DATA SHOWN

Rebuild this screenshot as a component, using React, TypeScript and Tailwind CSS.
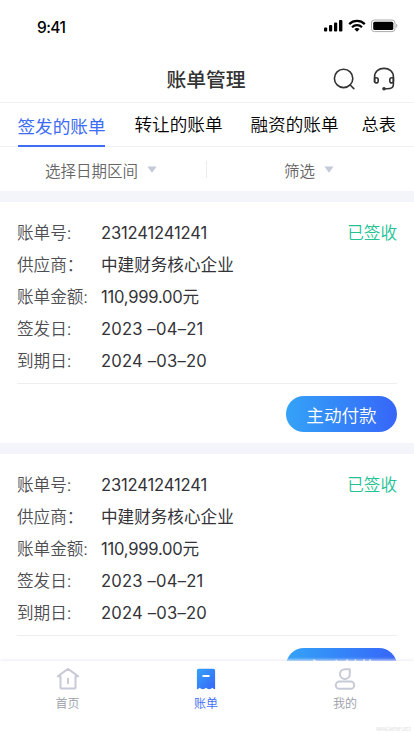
import React from "react";

function StatusBar() {
  return (
    <div className="flex h-[56px] shrink-0 items-start justify-between pl-[37px] pr-[16px]">
      <span className="mt-[18px] font-['Inter',sans-serif] text-[15.5px] font-medium leading-[20px] tracking-[-0.6px] text-black">9:41</span>
      <svg className="mt-[18px]" width="75" height="16" viewBox="0 0 75 16">
        <rect x="1" y="9.5" width="3.2" height="4" rx="1" />
        <rect x="6" y="7" width="3.2" height="6.5" rx="1" />
        <rect x="11" y="4.5" width="3.2" height="9" rx="1" />
        <rect x="16" y="2" width="3.4" height="11.5" rx="1" />
        <g fill="none" stroke="#000" strokeWidth="2.2">
          <path d="M26.2 6.1a11.2 11.2 0 0 1 15.6 0" />
          <path d="M29 9.2a7.2 7.2 0 0 1 10 0" />
        </g>
        <path d="M31.4 11.1a3.8 3.8 0 0 1 5.2 0L34 13.7z" />
        <rect x="48.5" y="2" width="23.5" height="11.6" rx="3" fill="none" stroke="#aaa" />
        <rect x="50.2" y="3.7" width="20.1" height="8.2" rx="1.5" />
        <path d="M73.2 5.8v4c1.6-.7 1.6-3.3 0-4" fill="#aaa" />
      </svg>
    </div>
  );
}

function Header() {
  return (
    <header className="flex h-[47px] shrink-0 items-center border-b border-[#f2f2f4] pl-[166.5px]">
      <h1 className="w-[80.5px] whitespace-nowrap text-[19.8px] font-medium leading-[30px] text-[#333]">账单管理</h1>
      <div className="ml-[86px] flex items-center gap-[16px]">
        <svg width="24" height="24" viewBox="0 0 24 24" fill="none" stroke="#333" strokeWidth="1.6" strokeLinecap="round">
          <circle cx="10.6" cy="11.4" r="9.2" />
          <path d="m17.2 18 3.6 3.6" />
        </svg>
        <svg width="24" height="24" viewBox="0 0 24 24" fill="none" stroke="#333" strokeWidth="1.6" strokeLinecap="round" strokeLinejoin="round">
          <path d="M1.6 15V9.8C1.6 4.6 5.6 1.4 11 1.4s9.4 3.2 9.4 8.4v7.6c0 3-2.4 4.3-6.2 4.3H11" />
          <path d="M1.6 10.7h1.6a2 2 0 0 1 2 2v1.2a2 2 0 0 1-2 2H3a1.4 1.4 0 0 1-1.4-1.4z" />
          <path d="M20.4 10.7h-1.6a2 2 0 0 0-2 2v1.2a2 2 0 0 0 2 2h.2a1.4 1.4 0 0 0 1.4-1.4z" />
          <circle cx="11" cy="21.7" r="1" fill="#333" />
        </svg>
      </div>
    </header>
  );
}

function Tabs() {
  return (
    <nav className="flex h-[44px] shrink-0 items-start whitespace-nowrap border-b border-[#f0f0f2] pl-[17.5px] text-[17.6px] leading-[28px] text-black">
      <div className="h-[44px] w-[87.5px] border-b-2 border-[#3d6cf5] pt-[9px] text-[#3d6cf5]">签发的账单</div>
      <div className="ml-[29.5px] w-[88px] pt-[7px] font-[350]">转让的账单</div>
      <div className="ml-[28px] w-[88px] pt-[7px] font-[350]">融资的账单</div>
      <div className="ml-[23px] pt-[7px] text-[17.2px] font-[350]">总表</div>
    </nav>
  );
}

function Caret() {
  return <svg width="10" height="7" viewBox="0 0 10 7"><path d="M.4.5h9.2L5.6 6a.8.8 0 0 1-1.2 0z" fill="#c5cad9" /></svg>;
}

function Filters() {
  return (
    <div className="flex h-[44px] shrink-0 items-center whitespace-nowrap pt-px text-[15.5px] font-[350] leading-[24px] text-[#666]">
      <div className="flex w-[206px] items-center gap-[9px] pl-[45px]">选择日期区间<Caret /></div>
      <div className="h-[17px] w-px bg-[#ececf0]" />
      <div className="flex items-center gap-[9px] pl-[77px]">筛选<Caret /></div>
    </div>
  );
}

const rows = [
  { label: "账单号:", value: "231241241241", spacing: "tracking-[-0.17px]" },
  { label: "供应商：", value: "中建财务核心企业", spacing: "tracking-normal" },
  { label: "账单金额:", value: "110,999.00元", spacing: "tracking-[-0.25px]" },
  { label: "签发日:", value: "2023 –04–21", spacing: "tracking-[0.2px]" },
  { label: "到期日:", value: "2024 –03–20", spacing: "tracking-[0.2px]" },
];

function Bill() {
  return (
    <section className="h-[252px] shrink-0 border-t-[11px] border-[#f4f5fa] px-[17px]">
      <div className="flex h-[182px] justify-between border-b border-[#eeeeef] pt-[14px] text-[16.6px] font-[350] leading-[32px]">
        <div className="pt-px">
          {rows.map((r) => (
            <div key={r.label} className="flex h-[32px] items-center whitespace-nowrap font-['Inter','Noto_Sans_CJK_SC',sans-serif] text-[#333338]">
              <span className="w-[84px] text-[#4d4d52]">{r.label}</span>
              <span className={`font-normal ${r.spacing}`}>{r.value}</span>
            </div>
          ))}
        </div>
        <span className="text-[#23c294]">已签收</span>
      </div>
      <div className="flex justify-end pt-[12px]">
        <button className="h-[36px] w-[111px] rounded-full bg-linear-to-r from-[#35a2f7] to-[#3765f8] text-[17.6px] font-[350] leading-[37px] text-white">主动付款</button>
      </div>
    </section>
  );
}

function BottomNav() {
  return (
    <nav className="relative flex h-[75px] shrink-0 bg-white pt-[6px] text-[12px] font-[350] leading-[18px] text-[#9a9da6] shadow-[0_-1px_3px_#ececf3]">
      <div className="flex w-[135px] flex-col items-center gap-[3px]">
        <svg width="24" height="24" viewBox="0 0 24 24" fill="none" stroke="#c7cad7" strokeWidth="2" strokeLinejoin="round" strokeLinecap="round">
          <path d="M4.5 10v10.5a1 1 0 0 0 1 1h13a1 1 0 0 0 1-1V10M1.8 9.2 12 1.9l10.2 7.3M12 11.8v4.4M1.8 9.2h2.7M19.5 9.2h2.7" />
        </svg>
        <span>首页</span>
      </div>
      <div className="flex w-[142px] flex-col items-center gap-[3px] text-[#3d6cf5]">
        <svg width="24" height="24" viewBox="0 0 24 24">
          <defs><linearGradient id="bill" x1="0" y1="0" x2="1" y2="1"><stop stopColor="#35a2f7" /><stop offset="1" stopColor="#3765f8" /></linearGradient></defs>
          <path d="M4.5 1.8h15a1.6 1.6 0 0 1 1.6 1.6v18.8q-1.8 0-2.8-1.4-1.2 1.4-3.1 1.4T12 20.8q-1.3 1.4-3.2 1.4t-3.1-1.4q-1 1.4-2.8 1.4V3.4a1.6 1.6 0 0 1 1.6-1.6" fill="url(#bill)" />
          <path d="M8.5 9h7" stroke="#fff" strokeWidth="2" />
        </svg>
        <span>账单</span>
      </div>
      <div className="flex w-[136px] flex-col items-center gap-[3px]">
        <svg width="24" height="24" viewBox="0 0 24 24" fill="none" stroke="#c7cad7" strokeWidth="2" strokeLinejoin="round">
          <path d="M12 2.2h4.8v5a4.9 4.9 0 1 1-4.8-5z" />
          <rect x="2.8" y="14.6" width="18.4" height="7.2" rx="3.6" />
        </svg>
        <span>我的</span>
      </div>
      <span className="absolute bottom-[2px] right-[3px] font-['Inter',sans-serif] text-[4.2px] leading-[8px] text-[#d0d0d0]">WANGWENFU812</span>
    </nav>
  );
}

export default function App() {
  return (
    <div className="flex h-[736px] w-[414px] flex-col overflow-hidden bg-white font-['Noto_Sans_CJK_SC',sans-serif]">
      <StatusBar />
      <Header />
      <Tabs />
      <Filters />
      <main className="flex min-h-0 flex-1 flex-col overflow-hidden">
        <Bill />
        <Bill />
      </main>
      <BottomNav />
    </div>
  );
}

TASK INSTRUCTIONS
Scan the material above. Copy each line where "React" occurs.

TASK OUTPUT
Rebuild this screenshot as a component, using React, TypeScript and Tailwind CSS.
import React from "react";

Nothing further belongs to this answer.